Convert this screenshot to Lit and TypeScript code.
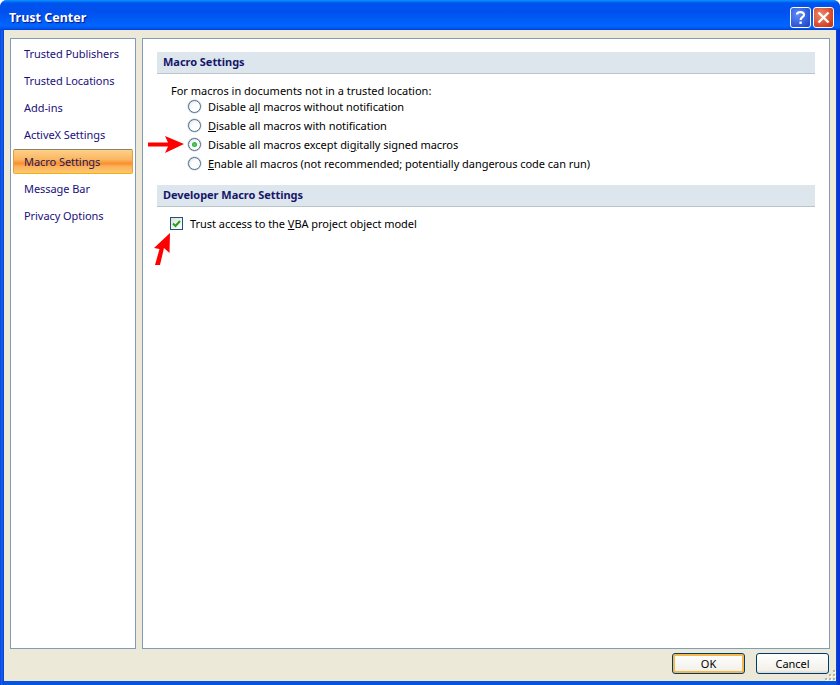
import { LitElement, html, css } from "lit";
import { customElement } from "lit/decorators.js";

const nav = ["Trusted Publishers", "Trusted Locations", "Add-ins", "ActiveX Settings", "Macro Settings", "Message Bar", "Privacy Options"];

@customElement("app-root")
export class AppRoot extends LitElement {
  static styles = css`
    :host { display: block; width: 840px; height: 685px; font-family: "Noto Sans", "DejaVu Sans", sans-serif; font-size: 11px; letter-spacing: -0.04px; color: #000; overflow: hidden; background: #fff; }
    .window { position: relative; width: 840px; height: 685px; box-sizing: border-box; display: flex; flex-direction: column; border-radius: 7px 7px 0 0; overflow: hidden;
      background: linear-gradient(90deg, #0831d9 0, #1660ee 1px, #0855dd 3px, #0a3bd0 4px, #0855dd 4px, #0855dd 836px, #0a3bd0 837px, #0831d9 840px); }
    .title { height: 30px; flex: none; box-sizing: border-box; display: flex; align-items: center; padding: 5px 6px 0 9px; gap: 2px;
      background: linear-gradient(180deg, #0997ff 0%, #0053ee 10%, #0050ee 40%, #0066ff 86%, #0058ee 94%, #003dd7 100%); }
    .title-text { flex: 1; color: #fff; font: bold 12.5px "Noto Sans", sans-serif; text-shadow: 1px 1px 1px #0f1089; letter-spacing: 0; }
    .cap { width: 21px; height: 21px; box-sizing: border-box; border: 1px solid #fff; border-radius: 3px; display: block; }
    .help { background: radial-gradient(circle at 35% 35%, #5f8cf5, #2a56d8 70%, #1c3fb4); }
    .close { background: radial-gradient(circle at 35% 35%, #ed8a6c, #d9482a 65%, #b5300f); }
    .body { flex: 1; margin: 0 4px 4px; background: #ece9d8; display: flex; flex-direction: column; padding: 8px 6px 0; min-height: 0; }
    .panels { display: flex; gap: 6px; height: 611px; flex: none; }
    .panel { background: #fff; border: 1px solid #7f9db9; box-sizing: border-box; }
    .left { width: 126px; padding-top: 1px; display: flex; flex-direction: column; }
    .nav { height: 27px; box-sizing: border-box; display: flex; align-items: center; padding-left: 11px; color: #1a0f7c; margin: 0 2px; white-space: nowrap; letter-spacing: -0.06px; }
    .nav.sel { color: #22185c; border: 1px solid; border-color: #8c8465 #e0a040 #f5b000; border-radius: 2px; height: 25px; margin: 1px 2px; padding-left: 10px;
      background: linear-gradient(180deg, #fdd08a 0%, #fbb560 42%, #f8902e 58%, #fcb158 72%, #fdc878 100%); }
    .right { flex: 1; padding: 13px 14px 0; }
    .sec { height: 22px; box-sizing: border-box; background: #dde6ec; border-bottom: 1px solid #b9c4cb; color: #15166b; font-weight: 700; padding: 0 0 2px 6px; display: flex; align-items: center; }
    .intro { margin: 9px 0 0 14px; height: 15px; line-height: 15px; letter-spacing: 0; }
    .opts { display: flex; flex-direction: column; margin: -1px 0 0 31px; }
    .opt { height: 19px; display: flex; align-items: center; gap: 7px; white-space: nowrap; }
    u { text-underline-offset: 1px; }
    .radio { width: 13px; height: 13px; flex: none; border-radius: 50%; box-sizing: border-box; border: 1px solid #4f6f8a; background: radial-gradient(circle at 65% 65%, #fff 40%, #d8dfe6 100%); display: flex; align-items: center; justify-content: center; box-shadow: 0 0 0 .5px #b8c6d2; }
    .dot { width: 5px; height: 5px; border-radius: 50%; background: radial-gradient(circle, #5fd25f, #1b9a2c); }
    .sec2 { margin-top: 12px; }
    .check-row { display: flex; align-items: center; gap: 7px; margin: 9px 0 0 13px; height: 15px; white-space: nowrap; }
    .check { width: 13px; height: 13px; flex: none; box-sizing: border-box; border: 1px solid #1c5180; background: linear-gradient(135deg, #e0e0d6, #fff); display: block; }
    .footer { flex: 1; display: flex; justify-content: flex-end; gap: 11px; padding: 4px 1px 0 0; position: relative; }
    .btn { width: 73px; height: 21px; box-sizing: border-box; border: 1px solid #003c74; border-radius: 3px; background: linear-gradient(180deg, #fff, #f2f1ea 85%, #dcd8cc); font: inherit; color: #000; padding: 0; display: flex; align-items: center; justify-content: center; }
    .btn.def { box-shadow: inset 0 0 0 2px #f5b84a; }
    .grip { position: absolute; right: -6px; bottom: 0; width: 12px; height: 12px; display: block; }
    .arrow { position: absolute; display: block; }
    .a1 { left: 148px; top: 135px; }
    .a2 { left: 153px; top: 232px; }
  `;

  render() {
    return html`<div class="window">
      <div class="title">
        <div class="title-text">Trust Center</div>
        <svg class="cap help" viewBox="0 0 19 19"><path d="M6 6.5 C6 3.5 13 3 13 6.8 C13 9.3 9.6 9.2 9.6 12" fill="none" stroke="#fff" stroke-width="2.2"/><rect x="8.4" y="13.5" width="2.4" height="2.4" fill="#fff"/></svg>
        <svg class="cap close" viewBox="0 0 19 19"><path d="M4.5 4.5 L14.5 14.5 M14.5 4.5 L4.5 14.5" stroke="#fff" stroke-width="2.4"/></svg>
      </div>
      <div class="body">
        <div class="panels">
          <div class="panel left">
            ${nav.map((n) => html`<div class="nav ${n === "Macro Settings" ? "sel" : ""}">${n}</div>`)}
          </div>
          <div class="panel right">
            <div class="sec">Macro Settings</div>
            <div class="intro">For macros in documents not in a trusted location:</div>
            <div class="opts">
              <div class="opt"><span class="radio"></span><span>Disable a<u>l</u>l macros without notification</span></div>
              <div class="opt"><span class="radio"></span><span><u>D</u>isable all macros with notification</span></div>
              <div class="opt"><span class="radio"><span class="dot"></span></span><span>Disable all macros except di<u>g</u>itally signed macros</span></div>
              <div class="opt"><span class="radio"></span><span><u>E</u>nable all macros (not recommended; potentially dangerous code can run)</span></div>
            </div>
            <div class="sec sec2">Developer Macro Settings</div>
            <div class="check-row">
              <svg class="check" viewBox="0 0 11 11"><path d="M2 5.5 L4.5 8 L9 3" fill="none" stroke="#21a121" stroke-width="2"/></svg>
              <span>Trust access to the <u>V</u>BA project object model</span>
            </div>
          </div>
        </div>
        <div class="footer">
          <div class="btn def">OK</div>
          <div class="btn">Cancel</div>
          <svg class="grip" viewBox="0 0 12 12">
            <path fill="#fff" d="M10 2h2v2h-2zM6 6h2v2h-2zM10 6h2v2h-2zM2 10h2v2h-2zM6 10h2v2h-2zM10 10h2v2h-2z"/>
            <path fill="#b8b5a3" d="M9 1h2v2h-2zM5 5h2v2h-2zM9 5h2v2h-2zM1 9h2v2h-2zM5 9h2v2h-2zM9 9h2v2h-2z"/>
          </svg>
        </div>
      </div>
      <svg class="arrow a1" width="37" height="19" viewBox="0 0 37 19"><path d="M0 7.5 L20 7.5 L17 1 L36 9 L17 18 L20 11.5 L0 11.5 Z" fill="#f00"/></svg>
      <svg class="arrow a2" width="18" height="34" viewBox="0 0 18 34"><path d="M17 1 L16.5 21 L11 16 L7 33 L2 33 L6.5 17 L1 16 Z" fill="#f00"/></svg>
    </div>`;
  }
}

**********

- _Objective_: Output the lines above in full and exactly as given, omitting any pictures.

- _Complete answer_:
Convert this screenshot to Lit and TypeScript code.
import { LitElement, html, css } from "lit";
import { customElement } from "lit/decorators.js";

const nav = ["Trusted Publishers", "Trusted Locations", "Add-ins", "ActiveX Settings", "Macro Settings", "Message Bar", "Privacy Options"];

@customElement("app-root")
export class AppRoot extends LitElement {
  static styles = css`
    :host { display: block; width: 840px; height: 685px; font-family: "Noto Sans", "DejaVu Sans", sans-serif; font-size: 11px; letter-spacing: -0.04px; color: #000; overflow: hidden; background: #fff; }
    .window { position: relative; width: 840px; height: 685px; box-sizing: border-box; display: flex; flex-direction: column; border-radius: 7px 7px 0 0; overflow: hidden;
      background: linear-gradient(90deg, #0831d9 0, #1660ee 1px, #0855dd 3px, #0a3bd0 4px, #0855dd 4px, #0855dd 836px, #0a3bd0 837px, #0831d9 840px); }
    .title { height: 30px; flex: none; box-sizing: border-box; display: flex; align-items: center; padding: 5px 6px 0 9px; gap: 2px;
      background: linear-gradient(180deg, #0997ff 0%, #0053ee 10%, #0050ee 40%, #0066ff 86%, #0058ee 94%, #003dd7 100%); }
    .title-text { flex: 1; color: #fff; font: bold 12.5px "Noto Sans", sans-serif; text-shadow: 1px 1px 1px #0f1089; letter-spacing: 0; }
    .cap { width: 21px; height: 21px; box-sizing: border-box; border: 1px solid #fff; border-radius: 3px; display: block; }
    .help { background: radial-gradient(circle at 35% 35%, #5f8cf5, #2a56d8 70%, #1c3fb4); }
    .close { background: radial-gradient(circle at 35% 35%, #ed8a6c, #d9482a 65%, #b5300f); }
    .body { flex: 1; margin: 0 4px 4px; background: #ece9d8; display: flex; flex-direction: column; padding: 8px 6px 0; min-height: 0; }
    .panels { display: flex; gap: 6px; height: 611px; flex: none; }
    .panel { background: #fff; border: 1px solid #7f9db9; box-sizing: border-box; }
    .left { width: 126px; padding-top: 1px; display: flex; flex-direction: column; }
    .nav { height: 27px; box-sizing: border-box; display: flex; align-items: center; padding-left: 11px; color: #1a0f7c; margin: 0 2px; white-space: nowrap; letter-spacing: -0.06px; }
    .nav.sel { color: #22185c; border: 1px solid; border-color: #8c8465 #e0a040 #f5b000; border-radius: 2px; height: 25px; margin: 1px 2px; padding-left: 10px;
      background: linear-gradient(180deg, #fdd08a 0%, #fbb560 42%, #f8902e 58%, #fcb158 72%, #fdc878 100%); }
    .right { flex: 1; padding: 13px 14px 0; }
    .sec { height: 22px; box-sizing: border-box; background: #dde6ec; border-bottom: 1px solid #b9c4cb; color: #15166b; font-weight: 700; padding: 0 0 2px 6px; display: flex; align-items: center; }
    .intro { margin: 9px 0 0 14px; height: 15px; line-height: 15px; letter-spacing: 0; }
    .opts { display: flex; flex-direction: column; margin: -1px 0 0 31px; }
    .opt { height: 19px; display: flex; align-items: center; gap: 7px; white-space: nowrap; }
    u { text-underline-offset: 1px; }
    .radio { width: 13px; height: 13px; flex: none; border-radius: 50%; box-sizing: border-box; border: 1px solid #4f6f8a; background: radial-gradient(circle at 65% 65%, #fff 40%, #d8dfe6 100%); display: flex; align-items: center; justify-content: center; box-shadow: 0 0 0 .5px #b8c6d2; }
    .dot { width: 5px; height: 5px; border-radius: 50%; background: radial-gradient(circle, #5fd25f, #1b9a2c); }
    .sec2 { margin-top: 12px; }
    .check-row { display: flex; align-items: center; gap: 7px; margin: 9px 0 0 13px; height: 15px; white-space: nowrap; }
    .check { width: 13px; height: 13px; flex: none; box-sizing: border-box; border: 1px solid #1c5180; background: linear-gradient(135deg, #e0e0d6, #fff); display: block; }
    .footer { flex: 1; display: flex; justify-content: flex-end; gap: 11px; padding: 4px 1px 0 0; position: relative; }
    .btn { width: 73px; height: 21px; box-sizing: border-box; border: 1px solid #003c74; border-radius: 3px; background: linear-gradient(180deg, #fff, #f2f1ea 85%, #dcd8cc); font: inherit; color: #000; padding: 0; display: flex; align-items: center; justify-content: center; }
    .btn.def { box-shadow: inset 0 0 0 2px #f5b84a; }
    .grip { position: absolute; right: -6px; bottom: 0; width: 12px; height: 12px; display: block; }
    .arrow { position: absolute; display: block; }
    .a1 { left: 148px; top: 135px; }
    .a2 { left: 153px; top: 232px; }
  `;

  render() {
    return html`<div class="window">
      <div class="title">
        <div class="title-text">Trust Center</div>
        <svg class="cap help" viewBox="0 0 19 19"><path d="M6 6.5 C6 3.5 13 3 13 6.8 C13 9.3 9.6 9.2 9.6 12" fill="none" stroke="#fff" stroke-width="2.2"/><rect x="8.4" y="13.5" width="2.4" height="2.4" fill="#fff"/></svg>
        <svg class="cap close" viewBox="0 0 19 19"><path d="M4.5 4.5 L14.5 14.5 M14.5 4.5 L4.5 14.5" stroke="#fff" stroke-width="2.4"/></svg>
      </div>
      <div class="body">
        <div class="panels">
          <div class="panel left">
            ${nav.map((n) => html`<div class="nav ${n === "Macro Settings" ? "sel" : ""}">${n}</div>`)}
          </div>
          <div class="panel right">
            <div class="sec">Macro Settings</div>
            <div class="intro">For macros in documents not in a trusted location:</div>
            <div class="opts">
              <div class="opt"><span class="radio"></span><span>Disable a<u>l</u>l macros without notification</span></div>
              <div class="opt"><span class="radio"></span><span><u>D</u>isable all macros with notification</span></div>
              <div class="opt"><span class="radio"><span class="dot"></span></span><span>Disable all macros except di<u>g</u>itally signed macros</span></div>
              <div class="opt"><span class="radio"></span><span><u>E</u>nable all macros (not recommended; potentially dangerous code can run)</span></div>
            </div>
            <div class="sec sec2">Developer Macro Settings</div>
            <div class="check-row">
              <svg class="check" viewBox="0 0 11 11"><path d="M2 5.5 L4.5 8 L9 3" fill="none" stroke="#21a121" stroke-width="2"/></svg>
              <span>Trust access to the <u>V</u>BA project object model</span>
            </div>
          </div>
        </div>
        <div class="footer">
          <div class="btn def">OK</div>
          <div class="btn">Cancel</div>
          <svg class="grip" viewBox="0 0 12 12">
            <path fill="#fff" d="M10 2h2v2h-2zM6 6h2v2h-2zM10 6h2v2h-2zM2 10h2v2h-2zM6 10h2v2h-2zM10 10h2v2h-2z"/>
            <path fill="#b8b5a3" d="M9 1h2v2h-2zM5 5h2v2h-2zM9 5h2v2h-2zM1 9h2v2h-2zM5 9h2v2h-2zM9 9h2v2h-2z"/>
          </svg>
        </div>
      </div>
      <svg class="arrow a1" width="37" height="19" viewBox="0 0 37 19"><path d="M0 7.5 L20 7.5 L17 1 L36 9 L17 18 L20 11.5 L0 11.5 Z" fill="#f00"/></svg>
      <svg class="arrow a2" width="18" height="34" viewBox="0 0 18 34"><path d="M17 1 L16.5 21 L11 16 L7 33 L2 33 L6.5 17 L1 16 Z" fill="#f00"/></svg>
    </div>`;
  }
}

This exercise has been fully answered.